All of the data should be output character for character, except the pictures.

--------------------------------------------------

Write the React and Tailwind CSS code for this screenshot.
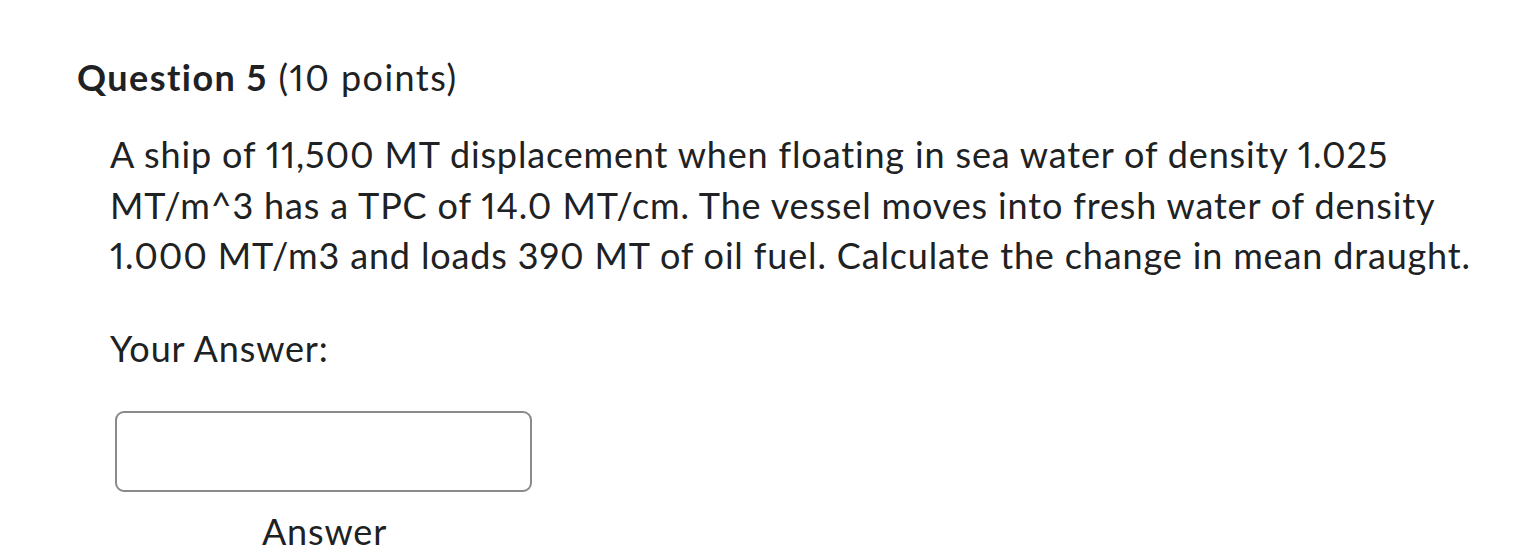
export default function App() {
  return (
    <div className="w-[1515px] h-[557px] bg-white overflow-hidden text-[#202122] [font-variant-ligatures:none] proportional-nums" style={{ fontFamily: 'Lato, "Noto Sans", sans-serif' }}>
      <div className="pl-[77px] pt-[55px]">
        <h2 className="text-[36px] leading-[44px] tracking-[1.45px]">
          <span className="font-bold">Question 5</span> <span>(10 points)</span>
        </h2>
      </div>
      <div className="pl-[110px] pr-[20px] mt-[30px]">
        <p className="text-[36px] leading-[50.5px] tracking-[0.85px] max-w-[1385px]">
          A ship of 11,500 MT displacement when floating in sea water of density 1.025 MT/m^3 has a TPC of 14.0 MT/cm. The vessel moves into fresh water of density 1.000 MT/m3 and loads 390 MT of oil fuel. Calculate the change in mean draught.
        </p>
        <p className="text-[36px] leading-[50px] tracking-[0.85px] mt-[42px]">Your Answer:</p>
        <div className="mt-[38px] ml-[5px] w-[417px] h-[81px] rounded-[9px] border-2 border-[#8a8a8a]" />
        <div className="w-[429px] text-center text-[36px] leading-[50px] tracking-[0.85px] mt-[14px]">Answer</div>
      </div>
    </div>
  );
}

--------------------------------------------------

**CORRECT RESPONSE**
Write the React and Tailwind CSS code for this screenshot.
export default function App() {
  return (
    <div className="w-[1515px] h-[557px] bg-white overflow-hidden text-[#202122] [font-variant-ligatures:none] proportional-nums" style={{ fontFamily: 'Lato, "Noto Sans", sans-serif' }}>
      <div className="pl-[77px] pt-[55px]">
        <h2 className="text-[36px] leading-[44px] tracking-[1.45px]">
          <span className="font-bold">Question 5</span> <span>(10 points)</span>
        </h2>
      </div>
      <div className="pl-[110px] pr-[20px] mt-[30px]">
        <p className="text-[36px] leading-[50.5px] tracking-[0.85px] max-w-[1385px]">
          A ship of 11,500 MT displacement when floating in sea water of density 1.025 MT/m^3 has a TPC of 14.0 MT/cm. The vessel moves into fresh water of density 1.000 MT/m3 and loads 390 MT of oil fuel. Calculate the change in mean draught.
        </p>
        <p className="text-[36px] leading-[50px] tracking-[0.85px] mt-[42px]">Your Answer:</p>
        <div className="mt-[38px] ml-[5px] w-[417px] h-[81px] rounded-[9px] border-2 border-[#8a8a8a]" />
        <div className="w-[429px] text-center text-[36px] leading-[50px] tracking-[0.85px] mt-[14px]">Answer</div>
      </div>
    </div>
  );
}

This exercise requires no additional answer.